Failure-to-launch bill pending for new maps

Now that voters have rejected the latest proposal for constitutional changes on redistricting, those who follow, if not drive, the intricate process turn their attention to a separate bill pending in Albany.

The bill, sponsored by the Senate Deputy Majority Leader Michael Gianaris (D-Queens) and Assembly members Jo Anne Simon (D-Brooklyn) and Harvey Epstein (D-Manhattan), easily passed both houses in June, over Republican opposition.

But it still awaits Gov. Kathy Hochul’s expected signature.

The measure addresses the possibility that the first-ever bipartisan Independent Redistricting Commission will fail to concur on a single set of congressional, Senate and Assembly maps for submission to the legislature.

Lawmakers, as always, retain the power to accept, reject or rework these lines.

Chances that the panel would fail to reach agreement have increased in recent months. Two months ago, to meet a deadline, the commission punted by publishing a Republican set of maps and a Democratic set of maps, which are now the subject of public hearings.
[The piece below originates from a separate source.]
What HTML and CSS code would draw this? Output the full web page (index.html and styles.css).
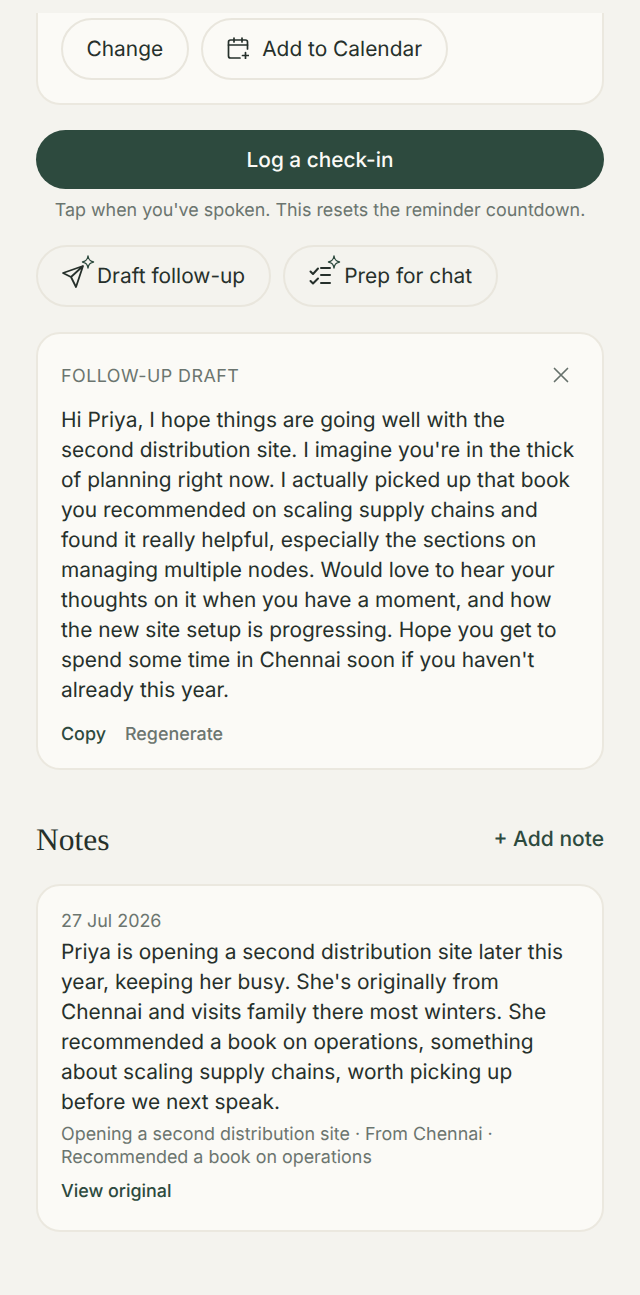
FILE: index.html
```html
<!doctype html>
<html lang="en">
<head>
	<meta charset="UTF-8"/>
	<title>Contact</title>
	<link rel="stylesheet" href="styles.css">
</head>
<body>
	<div class="wrap">
		<div class="card cardTop">
			<div class="btnRow">
				<a href="#" class="pill">Change</a>
				<a href="#" class="pill pillCal">
					<svg class="calIcon" width="22" height="22" viewBox="0 0 22 22" fill="none" stroke="#26302b" stroke-width="1.700" stroke-linecap="round" stroke-linejoin="round">
						<path d="M20.500 12V5a2 2 0 0 0-2-2H3.500a2 2 0 0 0-2 2v14a2 2 0 0 0 2 2H13"/>
						<path d="M1.500 8h19M7 1v4M15 1v4M18.500 15.500v6M15.500 18.500h6"/>
					</svg>
					Add to Calendar
				</a>
			</div>
		</div>

		<a href="#" class="logBtn">Log a check-in</a>
		<p class="hint">Tap when you've spoken. This resets the reminder countdown.</p>

		<div class="btnRow aiRow">
			<a href="#" class="pill pillAi">
				<svg class="aiIcon" width="36" height="36" viewBox="0 0 36 36" fill="none" stroke-linecap="round" stroke-linejoin="round">
					<path d="M23 12 3 19l8 4 5 10zM23 12 11 23" stroke="#26302b" stroke-width="1.800"/>
					<path d="M28 2c.5 3.500 1.500 5 5.500 6-4 1-5 2.500-5.500 6-.5-3.500-1.500-5-5.500-6 4-1 5-2.500 5.500-6z" stroke="#2d4a3e" stroke-width="1.400"/>
				</svg>
				Draft follow-up
			</a>
			<a href="#" class="pill pillAi">
				<svg class="aiIcon" width="36" height="36" viewBox="0 0 36 36" fill="none" stroke-linecap="round" stroke-linejoin="round">
					<path d="M3.500 17.500 6 20l5-5.500M3.500 27 6 29.500l5-5" stroke="#26302b" stroke-width="2"/>
					<path d="M14 14h9M14 21h9M14 29h9" stroke="#26302b" stroke-width="2"/>
					<path d="M27 2c.5 3.500 1.500 5 5.500 6-4 1-5 2.500-5.500 6-.5-3.500-1.500-5-5.500-6 4-1 5-2.500 5.500-6z" stroke="#2d4a3e" stroke-width="1.400"/>
				</svg>
				Prep for chat
			</a>
		</div>

		<div class="card draft">
			<div class="draftHead">
				<span class="label">FOLLOW-UP DRAFT</span>
				<svg class="closeIcon" width="16" height="16" viewBox="0 0 16 16" fill="none" stroke="#66716b" stroke-width="1.700" stroke-linecap="round">
					<path d="M1.500 1.500l13 13M14.500 1.500l-13 13"/>
				</svg>
			</div>
			<p class="draftTxt">Hi Priya, I hope things are going well with the second distribution site. I imagine you're in the thick of planning right now. I actually picked up that book you recommended on scaling supply chains and found it really helpful, especially the sections on managing multiple nodes. Would love to hear your thoughts on it when you have a moment, and how the new site setup is progressing. Hope you get to spend some time in Chennai soon if you haven't already this year.</p>
			<div class="draftAct">
				<a href="#" class="actCopy">Copy</a>
				<a href="#" class="actRegen">Regenerate</a>
			</div>
		</div>

		<div class="notesHead">
			<h2>Notes</h2>
			<a href="#" class="addNote">+ Add note</a>
		</div>

		<div class="card note">
			<div class="noteDate">27 Jul 2026</div>
			<p class="noteTxt">Priya is opening a second distribution site later this year, keeping her busy. She's originally from Chennai and visits family there most winters. She recommended a book on operations, something about scaling supply chains, worth picking up before we next speak.</p>
			<p class="noteTags">Opening a second distribution site · From Chennai · Recommended a book on operations</p>
			<a href="#" class="viewOrig">View original</a>
		</div>
	</div>
</body>
</html>
```

FILE: styles.css
```css
* { padding:0; margin:0; box-sizing:border-box; }
html, body { background:#f4f3ee; }
body { font-family:"Inter", "Liberation Sans", sans-serif; color:#26302b; text-rendering:geometricPrecision; }
a { text-decoration:none; color:inherit; }
.wrap { padding:13px 36px 64px; }
.card { background:#fbfaf6; border:2px solid #ebe8df; border-radius:24px; }
.cardTop { border-top:none; border-radius:0 0 24px 24px; padding:5px 23px 23px; }
.btnRow { display:flex; gap:12px; }
.pill { display:flex; align-items:center; height:62px; padding:2px 23.500px 0; border:2px solid #e9e6dd; border-radius:31px; font-size:20.900px; line-height:1; }
.pillCal { gap:13px; padding:2px 24px 0 24.500px; }
.calIcon { flex:none; margin-top:-4px; }
.logBtn { display:block; height:59px; margin-top:25px; line-height:62px; background:#2d4a3e; color:#fbfaf6; text-align:center; border-radius:30px; font-size:20.800px; font-weight:450; }
.hint { margin-top:11px; text-align:center; font-size:17.900px; line-height:22px; color:#6b756f; }
.aiRow { margin-top:23px; }
.pillAi { padding:2px 24px 0 22px; gap:1px; }
.aiIcon { flex:none; margin-top:-10px; }
.draft { margin-top:25px; padding:28px 23px 18px; }
.draftHead { display:flex; justify-content:space-between; align-items:center; padding-right:10px; height:30px; }
.closeIcon { margin-top:-4px; }
.label { font-size:17.900px; line-height:30px; letter-spacing:.47px; color:#6b756f; }
.draftTxt { margin-top:14px; font-size:20.900px; line-height:30px; }
.draftAct { display:flex; gap:19px; margin-top:14px; font-size:17.900px; line-height:30px; }
.actCopy { color:#2d4a3e; font-weight:450; }
.actRegen { color:#6b756f; font-weight:450; }
.notesHead { display:flex; justify-content:space-between; align-items:center; margin-top:50px; height:40px; }
.notesHead h2 { font-family:"Liberation Serif", serif; font-size:31.500px; font-weight:400; }
.addNote { padding-bottom:2px; color:#2d4a3e; font-size:21px; font-weight:450; }
.note { margin-top:24px; padding:24px 23px 25px; }
.noteDate { font-size:17.900px; line-height:24px; color:#6b756f; }
.noteTxt { font-size:20.900px; line-height:30px; margin-top:4px; }
.noteTags { margin-top:5px; font-size:17.900px; line-height:23px; color:#6b756f; }
.viewOrig { display:block; margin-top:10px; color:#2d4a3e; font-size:17.900px; line-height:26px; font-weight:450; }
```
Public input ends before Thanksgiving, and suspense will focus on whether and how the separate proposals can merge into one.

The pending bill says that if the commission "fails to vote on any redistricting plan or plans by the date required for submission, then all plans in the possession of the commission, both completed and in draft form, as well as the data the plans are based upon, shall be submitted to the legislature for the purpose of introducing and voting on implementing legislation."

In other words, lawmakers can use the materials that the commission prepared to draw their own lines. That's how it was done before reforms were enacted by constitutional amendment in the middle of the last decade, when Republicans in the Senate had a seat at the table. Now Democrats have a two-thirds majority in both chambers.

Democrats describe the Gianaris legislation as just a necessary technical legal change. Republicans have warned against stalling and expressed concern that the majority party could prove intransigent toward negotiating a true nonpartisan redistricting.

On Wednesday the commission was convening at Hunter College (CUNY) in Manhattan. Next week they meet in Brooklyn, Staten Island and Queens. On Monday, Nov. 22, they will be at Nassau Community College (SUNY) and the following day, Stony Brook University (SUNY) Charles B. Wang Center.

Former Nassau Sen. Jack Martins, vice chairman of the commission, has been reminding audiences of the larger, demographic meaning of this redistricting cycle.

At an Albany hearing last week, he noted: "Over the last 10 years, 800,000 people left upstate New York and 800,000 people went into downstate… and these maps will reflect that change to make sure that a district in the North Country or Western New York is the same size by population as one on Long Island."

So regardless of the process that creates them, the final maps promise to show crucial differences from the current ones.